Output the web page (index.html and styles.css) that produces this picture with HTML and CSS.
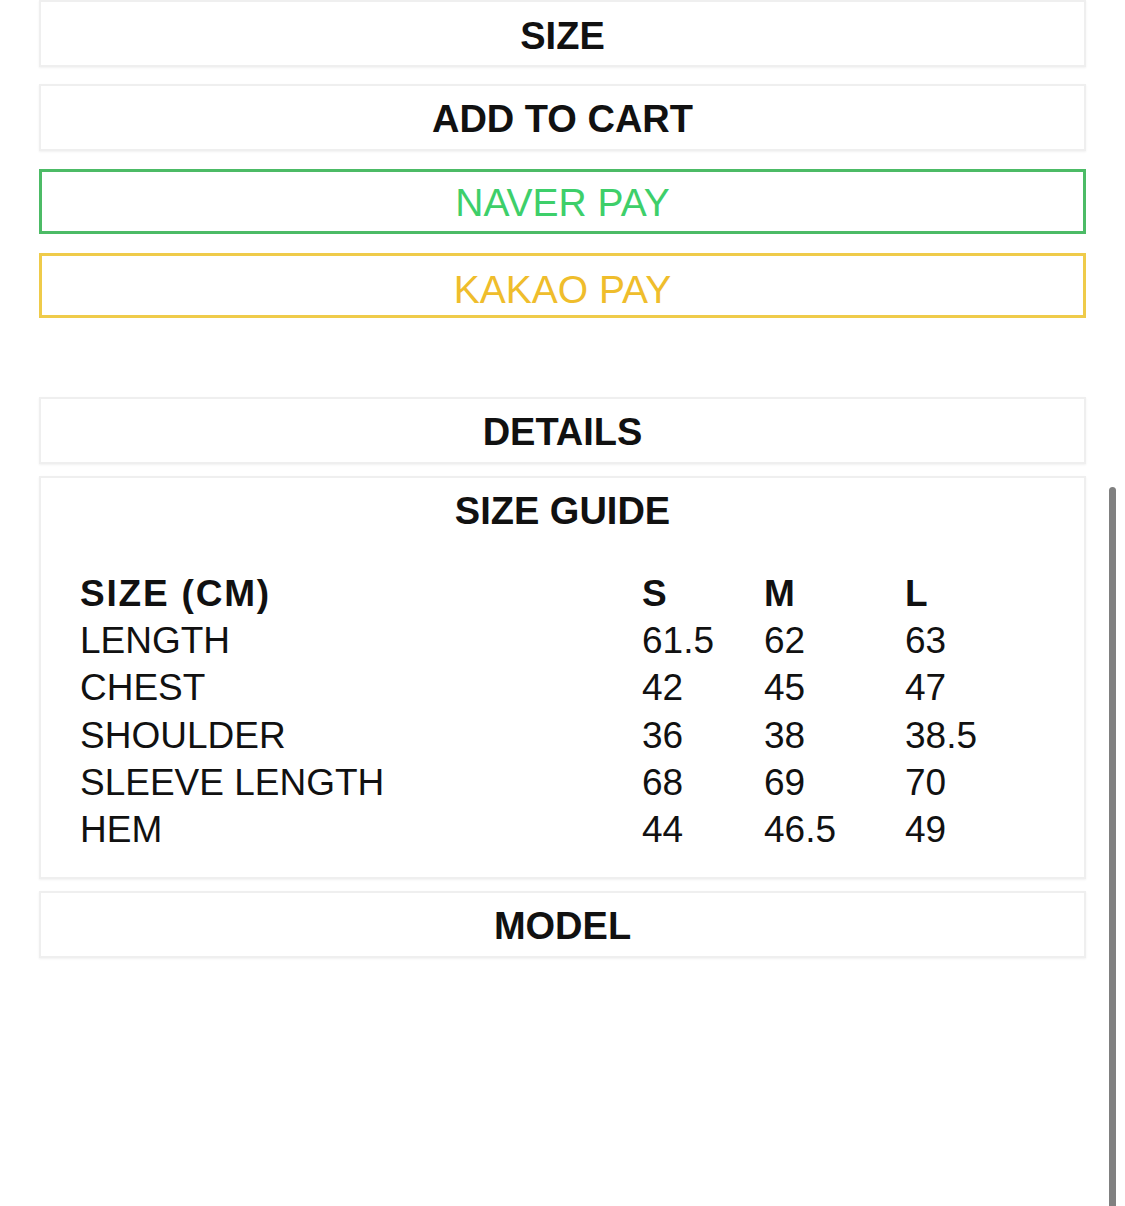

------------------------

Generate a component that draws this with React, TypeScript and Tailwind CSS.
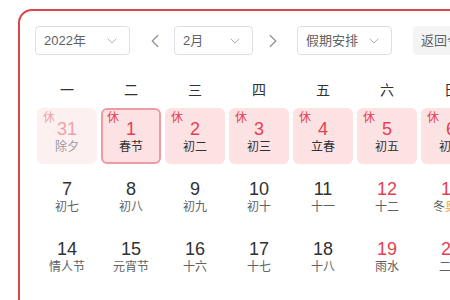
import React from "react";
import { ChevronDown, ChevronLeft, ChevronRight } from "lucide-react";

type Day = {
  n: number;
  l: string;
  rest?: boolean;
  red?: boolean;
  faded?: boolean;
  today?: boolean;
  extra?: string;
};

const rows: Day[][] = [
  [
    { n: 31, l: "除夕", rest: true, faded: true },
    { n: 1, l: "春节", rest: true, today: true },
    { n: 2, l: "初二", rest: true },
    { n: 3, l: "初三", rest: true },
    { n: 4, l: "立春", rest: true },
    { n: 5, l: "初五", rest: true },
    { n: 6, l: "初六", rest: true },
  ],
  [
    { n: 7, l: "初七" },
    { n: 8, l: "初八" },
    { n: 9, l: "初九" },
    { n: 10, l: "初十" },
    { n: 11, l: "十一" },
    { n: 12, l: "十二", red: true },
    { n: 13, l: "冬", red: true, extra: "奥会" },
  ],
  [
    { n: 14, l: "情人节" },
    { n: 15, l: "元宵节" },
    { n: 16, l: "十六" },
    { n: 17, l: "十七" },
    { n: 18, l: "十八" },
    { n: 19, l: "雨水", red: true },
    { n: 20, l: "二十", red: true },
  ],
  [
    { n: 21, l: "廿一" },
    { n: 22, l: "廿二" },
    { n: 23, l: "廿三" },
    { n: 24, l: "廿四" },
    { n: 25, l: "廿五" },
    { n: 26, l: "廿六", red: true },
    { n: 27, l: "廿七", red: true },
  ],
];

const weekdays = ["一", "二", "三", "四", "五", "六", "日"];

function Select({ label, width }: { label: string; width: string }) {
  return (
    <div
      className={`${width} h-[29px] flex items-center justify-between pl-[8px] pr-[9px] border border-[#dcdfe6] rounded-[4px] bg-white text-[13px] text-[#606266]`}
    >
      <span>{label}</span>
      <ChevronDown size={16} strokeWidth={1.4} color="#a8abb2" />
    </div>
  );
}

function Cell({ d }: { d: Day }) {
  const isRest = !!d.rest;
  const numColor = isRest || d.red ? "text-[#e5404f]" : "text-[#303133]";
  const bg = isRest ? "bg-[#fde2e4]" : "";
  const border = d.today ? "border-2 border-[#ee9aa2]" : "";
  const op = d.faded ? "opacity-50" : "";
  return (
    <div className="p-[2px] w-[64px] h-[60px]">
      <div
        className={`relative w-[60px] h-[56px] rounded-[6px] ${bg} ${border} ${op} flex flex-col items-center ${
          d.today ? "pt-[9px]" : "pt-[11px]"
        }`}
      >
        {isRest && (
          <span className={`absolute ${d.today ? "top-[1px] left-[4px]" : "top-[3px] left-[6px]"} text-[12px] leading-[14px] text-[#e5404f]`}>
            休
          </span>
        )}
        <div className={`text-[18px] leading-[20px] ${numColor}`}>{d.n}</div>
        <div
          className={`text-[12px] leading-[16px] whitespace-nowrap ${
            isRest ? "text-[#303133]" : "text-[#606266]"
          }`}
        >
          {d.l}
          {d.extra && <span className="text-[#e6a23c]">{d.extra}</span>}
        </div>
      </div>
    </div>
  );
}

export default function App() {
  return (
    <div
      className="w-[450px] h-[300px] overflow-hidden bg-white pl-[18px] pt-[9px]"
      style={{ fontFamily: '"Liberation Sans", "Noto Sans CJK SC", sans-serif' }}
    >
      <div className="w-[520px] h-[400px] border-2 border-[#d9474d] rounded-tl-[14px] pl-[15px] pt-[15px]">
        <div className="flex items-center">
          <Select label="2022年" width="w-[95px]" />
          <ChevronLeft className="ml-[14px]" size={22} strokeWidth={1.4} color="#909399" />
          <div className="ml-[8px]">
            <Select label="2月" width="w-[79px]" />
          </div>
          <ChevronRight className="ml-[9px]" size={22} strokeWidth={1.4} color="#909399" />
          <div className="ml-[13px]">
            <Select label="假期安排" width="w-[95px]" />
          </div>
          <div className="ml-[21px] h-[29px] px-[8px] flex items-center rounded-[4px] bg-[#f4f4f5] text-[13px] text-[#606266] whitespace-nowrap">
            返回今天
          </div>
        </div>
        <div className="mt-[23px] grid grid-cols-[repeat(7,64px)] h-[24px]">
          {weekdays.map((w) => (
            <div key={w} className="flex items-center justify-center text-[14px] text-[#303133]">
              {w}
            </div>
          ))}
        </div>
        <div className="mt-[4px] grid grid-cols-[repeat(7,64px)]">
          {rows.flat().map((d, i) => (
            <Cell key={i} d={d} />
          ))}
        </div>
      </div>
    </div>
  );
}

------------------------

## [Prompt]
Which lines hold the word "this"? Copy all of them.

## [Exercise result]
Output the web page (index.html and styles.css) that produces this picture with HTML and CSS.
Generate a component that draws this with React, TypeScript and Tailwind CSS.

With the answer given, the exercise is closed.